We often hear about how much better sleep is, when we are held by our partner, or we snuggle up with our pets or even hug our favorite pillow.
The factor that makes all the difference in this universal need to “cuddle up”, is the changes that are happening in our brains and bodies. Several studies have shown that:
- During hugging oxytocin is produced, a hormone that is often referred to as “the hormone of love”. This hormone has an important role biologically, since it helps with womb dilation during labour and also with producing milk while nursing. It is a hormone which is central to our survival from the first moments of our lives, and it seems that it is present in equal amounts in persons not actively involved in giving birth or nursing, but actively participating in the parental relationship. Generally, any activity that has to do with caregiving, triggers the secretion of this highly valuable for our mental health hormone.

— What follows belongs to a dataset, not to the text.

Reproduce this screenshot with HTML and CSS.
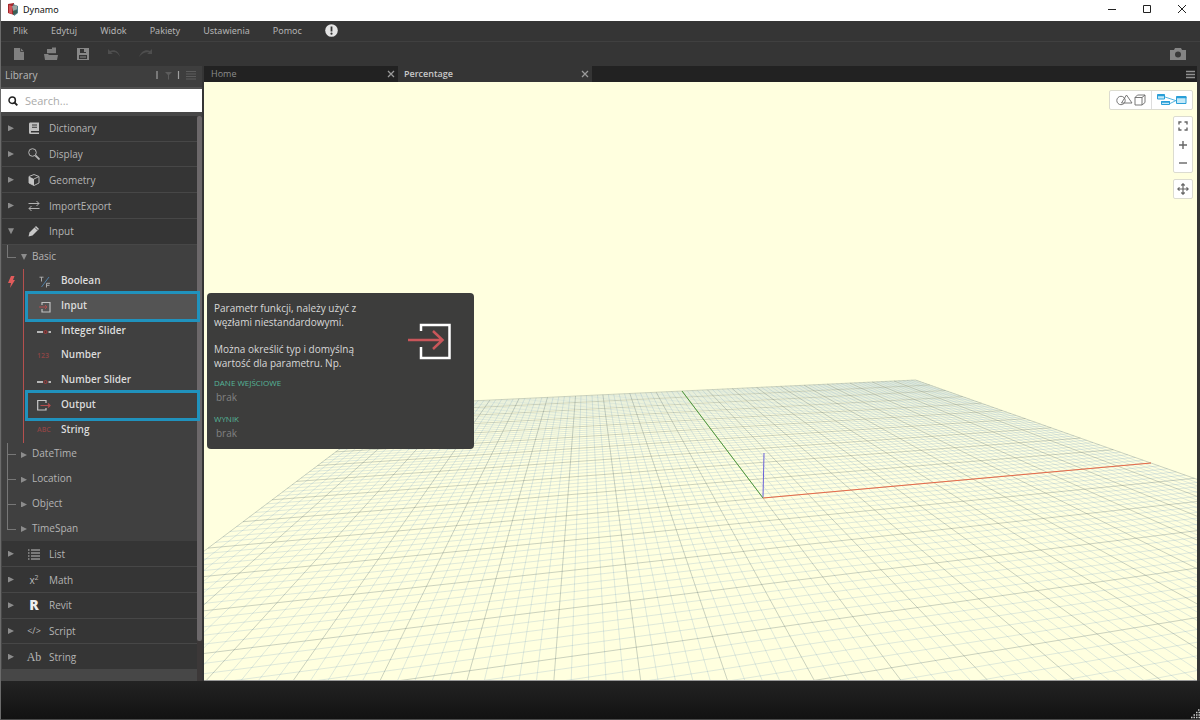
FILE: index.html
```html
<!DOCTYPE html>
<html lang="pl">
<head>
<meta charset="utf-8">
<title>Dynamo</title>
<link rel="stylesheet" href="styles.css">
</head>
<body>
<div class="app">
  <header class="titlebar">
    <svg class="logo" width="12" height="13" viewBox="0 0 12 13"><path d="M1 1l6-1v12l-6-2z" fill="#a3262a"/><path d="M2 2l3 1v8l-3-1z" fill="#d2555a"/><path d="M6 1l5 2v7l-4 3z" fill="#4f7f8c"/><path d="M5 3l5-1v4l-4 2z" fill="#9aa5a0"/><path d="M6 8l4-1v3l-4 2z" fill="#3d5f52"/></svg>
    <span class="title">Dynamo</span>
    <div class="window-buttons">
      <button aria-label="Minimalizuj"><svg width="10" height="10" viewBox="0 0 10 10"><path d="M1 5.500h8" stroke="#222"/></svg></button>
      <button aria-label="Maksymalizuj"><svg width="10" height="10" viewBox="0 0 10 10"><path d="M1.500 1.500h7v7h-7z" stroke="#222" fill="none"/></svg></button>
      <button aria-label="Zamknij"><svg width="10" height="10" viewBox="0 0 10 10"><path d="M1 1l8 8M9 1l-8 8" stroke="#222"/></svg></button>
    </div>
  </header>

  <nav class="menubar">
    <button>Plik</button><button>Edytuj</button><button>Widok</button><button>Pakiety</button><button>Ustawienia</button><button>Pomoc</button>
    <button class="alert" aria-label="Powiadomienia"><svg width="13" height="13" viewBox="0 0 13 13"><circle cx="6.500" cy="6.500" r="6.300" fill="#e4e4e4"/><path d="M6.500 2.500v5" stroke="#333" stroke-width="1.800"/><circle cx="6.500" cy="9.700" r="1.100" fill="#333"/></svg></button>
  </nav>

  <div class="toolbar">
    <button aria-label="Nowy"><svg width="16" height="14" viewBox="0 0 16 14"><path d="M3 1h6.500l3.500 3.500V13H3z" fill="#808080"/><path d="M9.500 1v3.500H13" fill="none" stroke="#444"/></svg></button>
    <button aria-label="Otwórz"><svg width="16" height="14" viewBox="0 0 16 14"><path d="M4 6V2h5V0.500h4V6z" fill="#808080"/><path d="M1 7h4l1 1h9l-1 5H2z" fill="#808080"/><path d="M4 6.500h9" stroke="#444"/></svg></button>
    <button aria-label="Zapisz"><svg width="16" height="14" viewBox="0 0 16 14"><path fill-rule="evenodd" d="M2 1h12v12H2zM5 2v4h6V2zM4 8v4h8V8z" fill="#888"/><path d="M9 2h2v3H9z" fill="#888"/><path d="M5 10h6" stroke="#888"/></svg></button>
    <button aria-label="Cofnij"><svg width="16" height="14" viewBox="0 0 16 14"><path d="M1 2v5h5L4 5.500C8 4 11 6 13 10 12 5 8 2 3 4z" fill="#4e4e4e"/></svg></button>
    <button aria-label="Ponów"><svg width="16" height="14" viewBox="0 0 16 14"><path d="M13 2v5H8l2-1.500C7 4.500 3 6 0 10 2 5 6 2 11 4z" fill="#4e4e4e"/></svg></button>
    <button class="camera" aria-label="Eksportuj obraz"><svg width="16" height="12" viewBox="0 0 16 12"><path d="M0 2h4l1-2h6l1 2h4v10H0z" fill="#858585"/><circle cx="8" cy="6.500" r="3" fill="#3a3a3a"/></svg></button>
  </div>

  <main class="main">
    <aside class="library">
      <div class="library-head">
        <h2>Library</h2>
        <svg width="42" height="12" viewBox="0 0 42 12"><path d="M2 2v8M23.500 2v8" stroke="#a0a0a0" stroke-width="1.200"/><path d="M10 3h7l-3 3v5l-1-1V6z" fill="#5c5c5c"/><path d="M31 2.500h10M31 5h10M31 7.500h10M31 10h10" stroke="#5c5c5c"/></svg>
      </div>
      <label class="search">
        <svg width="10" height="10" viewBox="0 0 10 10"><circle cx="4.200" cy="4.200" r="3.200" fill="none" stroke="#222" stroke-width="1.500"/><path d="M6.500 6.500L9.300 9.300" stroke="#222" stroke-width="1.800"/></svg>
        <input type="search" placeholder="Search..." aria-label="Search">
      </label>
      <div class="library-body">
        <ul class="tree">
          <li class="cat"><i class="arrow"></i><svg class="icon" viewBox="0 0 12 12"><path fill-rule="evenodd" d="M2 0.500h9V9H3v1.500h8V12H2.500Q1 12 1 10.500v-8.500Q1 0.500 2 0.500zM4 2.500v1h5v-1zM4 4.700v1h5v-1z" fill="#c0c0c0"/></svg><button>Dictionary</button></li>
          <li class="cat"><i class="arrow"></i><svg class="icon" viewBox="0 0 12 12"><circle cx="4.500" cy="4.500" r="3.800" fill="none" stroke="#b5b5b5"/><path d="M7.500 7.500L11.500 11.500" stroke="#b5b5b5" stroke-width="1.800"/></svg><button>Display</button></li>
          <li class="cat"><i class="arrow"></i><svg class="icon" viewBox="0 0 12 12"><path d="M6 0.500l5 2v6.500L6 11.500 1 9V2.500z" fill="none" stroke="#b5b5b5"/><path d="M1 2.500l5 2.500v6.500L1 9z" fill="#c4c4c4"/><path d="M6 5l5-2.500" stroke="#b5b5b5"/></svg><button>Geometry</button></li>
          <li class="cat"><i class="arrow"></i><svg class="icon" viewBox="0 0 12 12"><path d="M0.500 3.500h10.500M8.500 1l2.500 2.500L8.500 6M11.500 8.500H1M3.500 6L1 8.500 3.500 11" fill="none" stroke="#b0b0b0"/></svg><button>ImportExport</button></li>
          <li class="cat"><i class="arrow open"></i><svg class="icon" viewBox="0 0 12 12"><path d="M0.500 11.500l1-4L8 1l3 3-6.500 6.500z" fill="#c8c8c8"/><path d="M6.800 2.300l3 3" stroke="#444"/></svg><button>Input</button></li>

          <li class="group last"><span class="branch"></span><i class="arrow open"></i><button>Basic</button></li>

          <li class="leaf"><span class="gutter"><svg width="7" height="12" viewBox="0 0 7 12"><path d="M3 0h3.500L5 4h2L2 12l1-5H0z" fill="#e25b5b"/></svg></span><span class="node"><svg class="icon" viewBox="0 0 12 12"><path d="M0.500 1.200h4M2.500 1v4.500M7.500 11.500v-4.200h3.500M7.500 9.300h3" stroke="#a8a8a8" fill="none"/><path d="M10 1L2.500 11" stroke="#4f7fa8"/></svg><button>Boolean</button></span></li>
          <li class="leaf"><span class="gutter"></span><span class="node marked hover"><svg class="icon" viewBox="0 0 12 12"><path d="M3 4V1.500h8v9.500H3V8" fill="none" stroke="#c0c0c0" stroke-width="1.200"/><path d="M0 6h8M6 4l2 2-2 2" fill="none" stroke="#b14c4c"/></svg><button>Input</button></span></li>
          <li class="leaf"><span class="gutter"></span><span class="node"><svg class="icon wide" viewBox="0 0 14 12"><path d="M0 7h6M11.500 7H14" stroke="#e0e0e0" stroke-width="1.500"/><circle cx="8.500" cy="7" r="1.500" fill="#5a3030" stroke="#a33c3c"/></svg><button>Integer Slider</button></span></li>
          <li class="leaf"><span class="gutter"></span><span class="node"><b class="glyph">123</b><button>Number</button></span></li>
          <li class="leaf"><span class="gutter"></span><span class="node"><svg class="icon wide" viewBox="0 0 14 12"><path d="M0 7h6M11.500 7H14" stroke="#e0e0e0" stroke-width="1.500"/><circle cx="8.500" cy="7" r="1.500" fill="none" stroke="#a33c3c"/></svg><button>Number Slider</button></span></li>
          <li class="leaf"><span class="gutter"></span><span class="node marked"><svg class="icon wide" viewBox="0 0 14 12"><path d="M9 4V1.500H0.700v9.500H9V9" fill="none" stroke="#c8c8c8" stroke-width="1.200"/><path d="M3.500 6.500h9.500M11 4.500l2 2-2 2" fill="none" stroke="#b14c4c" stroke-width="1.200"/></svg><button>Output</button></span></li>
          <li class="leaf"><span class="gutter"></span><span class="node"><b class="glyph">ABC</b><button>String</button></span></li>

          <li class="group"><span class="branch"></span><i class="arrow"></i><button>DateTime</button></li>
          <li class="group"><span class="branch"></span><i class="arrow"></i><button>Location</button></li>
          <li class="group"><span class="branch"></span><i class="arrow"></i><button>Object</button></li>
          <li class="group last"><span class="branch"></span><i class="arrow"></i><button>TimeSpan</button></li>

          <li class="cat"><i class="arrow"></i><svg class="icon" viewBox="0 0 12 12"><path d="M0 2h1.500M3 2h9M0 5h1.500M3 5h9M0 8h1.500M3 8h9M0 11h1.500M3 11h9" stroke="#c0c0c0" stroke-width="1.200"/></svg><button>List</button></li>
          <li class="cat"><i class="arrow"></i><span class="icon sign">x<sup>2</sup></span><button>Math</button></li>
          <li class="cat"><i class="arrow"></i><span class="icon sign revit">R</span><button>Revit</button></li>
          <li class="cat"><i class="arrow"></i><span class="icon sign code">&lt;/&gt;</span><button>Script</button></li>
          <li class="cat"><i class="arrow"></i><span class="icon sign serif">Ab</span><button>String</button></li>
        </ul>
        <div class="scrollbar"><div class="thumb"></div></div>
      </div>
    </aside>

    <section class="workspace">
      <div class="tabs">
        <div class="tab"><button>Home</button><button class="close" aria-label="Zamknij Home"><svg width="8" height="8" viewBox="0 0 8 8"><path d="M1 1l6 6M7 1L1 7" stroke="#9a9a9a" stroke-width="1.300"/></svg></button></div>
        <div class="tab active"><button>Percentage</button><button class="close" aria-label="Zamknij Percentage"><svg width="8" height="8" viewBox="0 0 8 8"><path d="M1 1l6 6M7 1L1 7" stroke="#9a9a9a" stroke-width="1.300"/></svg></button></div>
        <button class="tab-menu" aria-label="Lista kart"><svg width="9" height="9" viewBox="0 0 9 9"><path d="M0 1.500h9M0 4.500h9M0 7.500h9" stroke="#909090" stroke-width="1.300"/></svg></button>
      </div>
      <div class="canvas">
        <svg class="grid" viewBox="0 0 993 598" preserveAspectRatio="xMidYMid slice">
          <path id="minor" class="minor"/>
          <path id="major" class="major"/>
          <path class="axis-x" d="M559 416L947 381"/>
          <path class="axis-y" d="M559 416L478 309"/>
          <path class="axis-z" d="M559 415L560 371"/>
        </svg>
        <div class="controls">
          <div class="views">
            <button aria-label="Podgląd 3D"><svg width="30" height="12" viewBox="0 0 30 12"><g fill="none" stroke="#6a6a6a" stroke-width="0.900"><circle cx="5" cy="6.500" r="4.200"/><path d="M5.500 9L10.500 1l5.500 8z"/><path d="M19 3.500h7v7.500h-7zM19 3.500L21.500 1H29l-3 2.500M29 1v7.500L26 11"/></g></svg></button>
            <button aria-label="Podgląd wykresu"><svg width="30" height="12" viewBox="0 0 30 12"><path d="M8 3l12 4M12 10l8-4" stroke="#55b4e0" fill="none"/><g fill="#c4e9f8" stroke="#2a9fd8"><path d="M0.500 0.500h7v4.500h-7zM4.500 7.500h8v3h-8zM19.500 2.500h9.500v7h-9.500z"/></g><path d="M0 1.500h8M19 3.500h10.500M4 8h9" stroke="#2a9fd8" stroke-width="1.500"/></svg></button>
          </div>
          <div class="zoom">
            <button aria-label="Dopasuj"><svg width="10" height="10" viewBox="0 0 10 10"><path d="M1 3.500V1h2.500M6.500 1H9v2.500M9 6.500V9H6.500M3.500 9H1V6.500" fill="none" stroke="#666" stroke-width="1.400"/></svg></button>
            <button aria-label="Powiększ"><svg width="10" height="10" viewBox="0 0 10 10"><path d="M1 5h8M5 1v8" stroke="#666" stroke-width="1.400"/></svg></button>
            <button aria-label="Pomniejsz"><svg width="10" height="10" viewBox="0 0 10 10"><path d="M1 5h8" stroke="#666" stroke-width="1.400"/></svg></button>
          </div>
          <button class="pan" aria-label="Przesuń"><svg width="12" height="12" viewBox="0 0 12 12"><path d="M1 6h10M6 1v10M4.300 2.500L6 0.800l1.700 1.700M4.300 9.500L6 11.200l1.700-1.700M2.500 4.300L0.800 6l1.700 1.700M9.500 4.300L11.200 6 9.500 7.700" fill="none" stroke="#666" stroke-width="1.200"/></svg></button>
        </div>
        <div class="tooltip" role="tooltip">
          <div class="tip-text">
            <p>Parametr funkcji, należy użyć z węzłami niestandardowymi.</p>
            <p>Można określić typ i domyślną wartość dla parametru. Np.</p>
            <h3>DANE WEJŚCIOWE</h3>
            <span>brak</span>
            <h3>WYNIK</h3>
            <span>brak</span>
          </div>
          <svg class="tip-icon" width="44" height="38" viewBox="0 0 44 38"><path d="M13 8V2h28.500v33H13V24" fill="none" stroke="#fff" stroke-width="2.500"/><path d="M0 17h34M25 8l9.500 9-9.500 9" fill="none" stroke="#c9565a" stroke-width="2.500"/></svg>
        </div>
      </div>
    </section>
  </main>
  <footer class="status"><svg width="10" height="10" viewBox="0 0 10 10"><path d="M8 1h2M6 3.500h4M3.500 6h6.500M1 8.500h9" stroke="#ccc" stroke-width="1.500" stroke-dasharray="1.500 1"/></svg></footer>
</div>
<script src="grid.js"></script>
</body>
</html>
```
FILE: styles.css
```css
* { box-sizing: border-box; }
body { margin: 0; font-family: "Open Sans", "Noto Sans", sans-serif; }
button { background: none; border: 0; padding: 0; margin: 0; font: inherit; color: inherit; display: flex; align-items: center; justify-content: center; }
h2, h3, p, ul { margin: 0; padding: 0; font-weight: 400; }
svg { flex: none; display: block; }

.app { height: 100vh; display: flex; flex-direction: column; background: #353535; color: #b4b4b4; border-left: 1px solid #6b6b6b; border-bottom: 1px solid #4a4a4a; }

.titlebar { flex: none; height: 21px; display: flex; align-items: center; gap: 4px; padding: 0 13px 3px 6px; background: #fff; color: #111; font-family: "Noto Sans", sans-serif; font-size: 9px; }
.window-buttons { margin-left: auto; display: flex; gap: 25px; }

.menubar { flex: none; height: 21px; display: flex; align-items: center; gap: 23px; padding: 0 12px 1px; font-family: "Noto Sans", sans-serif; font-size: 9px; border-bottom: 1px solid #404040; }
.toolbar { flex: none; height: 24px; display: flex; align-items: center; gap: 16px; padding: 0 14px 0 10px; }
.camera { margin-left: auto; }

.main { flex: 1; min-height: 0; display: flex; gap: 2px; padding-right: 3px; }
.library { flex: none; width: 201px; display: flex; flex-direction: column; background: #474747; }
.library-head { flex: none; height: 23px; display: flex; align-items: center; justify-content: space-between; padding: 0 5px 4px 4px; background: #3e3e3e; border-bottom: 2px solid #505050; }
.library-head h2 { font-size: 10px; line-height: 14px; color: #b8b8b8; }
.search { flex: none; height: 23px; display: flex; align-items: center; gap: 7px; padding: 0 7px; background: #fff; }
.search input { flex: 1; min-width: 0; height: 16px; border: 0; padding: 0; outline: 0; background: none; font: 11px "Open Sans", sans-serif; }
.search input::placeholder { color: #aaa; }
.library-body { flex: 1; min-height: 0; display: flex; padding: 4px 0 11px 1px; }

.tree { flex: 1; min-height: 0; list-style: none; display: flex; flex-direction: column; font-size: 10px; line-height: 14px; }
.cat, .group, .leaf { min-height: 0; display: flex; align-items: center; }
.cat { flex: 0 1 26px; background: #353535; border-bottom: 1px solid #474747; padding-left: 6px; }
.cat .icon { margin: 0 9px 0 14px; }
.icon { flex: none; width: 12px; height: 12px; }
.icon.wide { width: 14px; }
.sign { display: flex; align-items: center; justify-content: center; color: #b8b8b8; font-size: 10px; }
.sign sup { font-size: 7px; line-height: 7px; padding-bottom: 4px; }
.revit { color: #eee; font-size: 14px; font-weight: 800; }
.code { font-size: 9px; }
.serif { font-family: "Liberation Serif", serif; font-size: 12px; }
.arrow { flex: none; width: 6px; height: 6px; background: #8c8c8c; clip-path: polygon(0 0, 100% 50%, 0 100%); }
.arrow.open { clip-path: polygon(0 0, 100% 0, 50% 100%); }

.group { flex: 0 1 25px; background: #404040; padding-left: 5px; }
.group .arrow { margin: 0 5px 0 5px; }
.group button { padding-bottom: 3px; }
.branch { align-self: stretch; width: 9px; background: linear-gradient(#777, #777) 0 0 / 1px 100% no-repeat, linear-gradient(#777, #777) 0 50% / 9px 1px no-repeat; }
.last .branch { background-size: 1px 50%, 9px 1px; }

.leaf { flex: 0 1 25px; background: #404040; color: #dcdcdc; font-weight: 600; }
.gutter { align-self: stretch; width: 22px; flex: none; display: flex; align-items: center; padding-left: 6px; border-right: 1px solid #b5504e; }
.node { align-self: stretch; flex: 1; display: flex; align-items: center; gap: 10px; margin-left: 4px; padding-left: 9px; }
.node .icon:not(.wide) { margin: 0 0 0 2px; }
.node button { padding-bottom: 3px; }
.glyph { width: 14px; font-size: 7px; font-weight: 600; color: #8f4545; }
.marked { position: relative; z-index: 1; outline: 3px solid #2092bd; }
.hover { background: #545454; }

.scrollbar { flex: none; width: 5px; margin-bottom: -11px; background: #3c3838; }
.thumb { height: 93%; background: #6c686a; border-radius: 2px; }

.workspace { flex: 1; min-width: 0; display: flex; flex-direction: column; }
.tabs { flex: none; height: 16px; display: flex; background: #222; font-size: 9px; line-height: 12px; color: #8c8c8c; }
.tab { width: 194px; display: flex; align-items: center; justify-content: space-between; padding: 0 3px 0 7px; }
.tab.active { background: #353535; color: #c8c8c8; font-weight: 600; padding-left: 6px; }
.tab-menu { margin-left: auto; padding-right: 2px; }
.canvas { flex: 1; min-height: 0; position: relative; background: #ffffdf; border-bottom: 1px solid #999; }
.grid { position: absolute; inset: 0; width: 100%; height: 100%; fill: none; }
.minor { stroke: #6f9cc4; stroke-opacity: 0.28; stroke-width: 0.800; }
.major { stroke: #5a7076; stroke-opacity: 0.4; stroke-width: 0.800; }
.axis-x { stroke: #e86a4a; }
.axis-y { stroke: #4f9a3a; }
.axis-z { stroke: #6a62d8; }

.controls { position: absolute; top: 8px; right: 4px; display: flex; flex-direction: column; align-items: flex-end; gap: 6px; }
.views, .zoom, .pan { background: #fff; border: 1px solid #dcdcd0; border-radius: 2px; }
.views { display: flex; }
.views button { width: 41px; height: 18px; }
.views button + button { border-left: 1px solid #ddd; }
.zoom { width: 20px; height: 57px; display: flex; flex-direction: column; align-items: center; justify-content: space-between; padding: 4px 0; }
.pan { width: 20px; height: 20px; }

.tooltip { position: absolute; left: 3px; top: 211px; width: 267px; display: flex; justify-content: space-between; padding: 8px 22px 8px 7px; background: #3d3d3c; border-radius: 4px; color: #d8d8d8; font-size: 10px; line-height: 14px; }
.tip-text { width: 160px; }
.tip-text p { margin-bottom: 13px; }
.tip-text p + p { margin-bottom: 7px; }
.tip-text h3 { color: #55b598; font-size: 8px; line-height: 12px; }
.tip-text span { display: block; margin-bottom: 8px; padding-left: 2px; line-height: 16px; color: #828282; }
.tip-text span:last-child { margin-bottom: 0; }
.tip-icon { margin-top: 22px; }

.status { flex: none; height: 38px; display: flex; align-items: flex-end; justify-content: flex-end; background: linear-gradient(#232323, #121212); }
```
FILE: grid.js
```js
// Projects the ground plane (10 major cells each side of the origin) to the view.
function project(x, y) {
  const u = x / 10, v = y / 10;
  const w = 1 + 0.1771 * u + 0.84 * v;
  return [
    ((763 + 591.8 * u + 491.9 * v) / w - 204).toFixed(1),
    ((498 + 47 * u + 221.4 * v) / w - 82).toFixed(1)
  ];
}

function segment(x1, y1, x2, y2) {
  return "M" + project(x1, y1) + "L" + project(x2, y2);
}

const near = -8, far = 10, divisions = 5;
let minor = "", major = "";
for (let i = -10 * divisions; i <= 10 * divisions; i++) {
  const t = i / divisions;
  const isMajor = i % divisions === 0;
  let lines = segment(t, near, t, far);
  if (t >= near) lines += segment(-10, t, 10, t);
  if (isMajor) major += lines; else minor += lines;
}
document.getElementById("minor").setAttribute("d", minor);
document.getElementById("major").setAttribute("d", major);
```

- Sleeping in a loving embrace, also lowers the levels of cortisol. This is the commonly known “stress hormone”, which plays an important role in almost all functions of our bodies. Cortisol is imperative for our survival; it is what mobilizes us in case of danger, what gives us “energy” to get out of bed and be functional and productive during the day; it is responsible for making our distant ancestors run and seek shelter and protection when the wild animals were chasing them in the woods. Nevertheless, when this hormone’s levels rise, it tends to become dangerous. Cortisol levels rise in proportion to our stress levels, either due to a traumatic event, such as a loss, a divorce or a pandemic, or due to an accumulation of stress which can be caused by small things in our daily lives. When cortisol becomes a threat it can cause cardiovascular diseases, obesity, depression and various other medical or psychological problems.
It is fairly obvious how therapeutic and powerful a loving embrace during sleep is, and how much we can benefit from it.
Milan Kundera in “The Unbearable Lightness of Being” wrote that: “Love does not make itself felt in the desire for copulation but in the desire for shared sleep” and Toulouse-Lautrec in his painting “Le Lit”, beautifully captures a couple sleeping together under a blanket. Both are examples of how shared sleep seems to have been a haven for humans since the beginning of time.
Eminent psychologist Virginia Satir once said that: “we need 4 hugs a day for survival, 8 hugs a day for maintenance and 12 hugs a day for growth”.
Imagine what a long, all-night hug can do.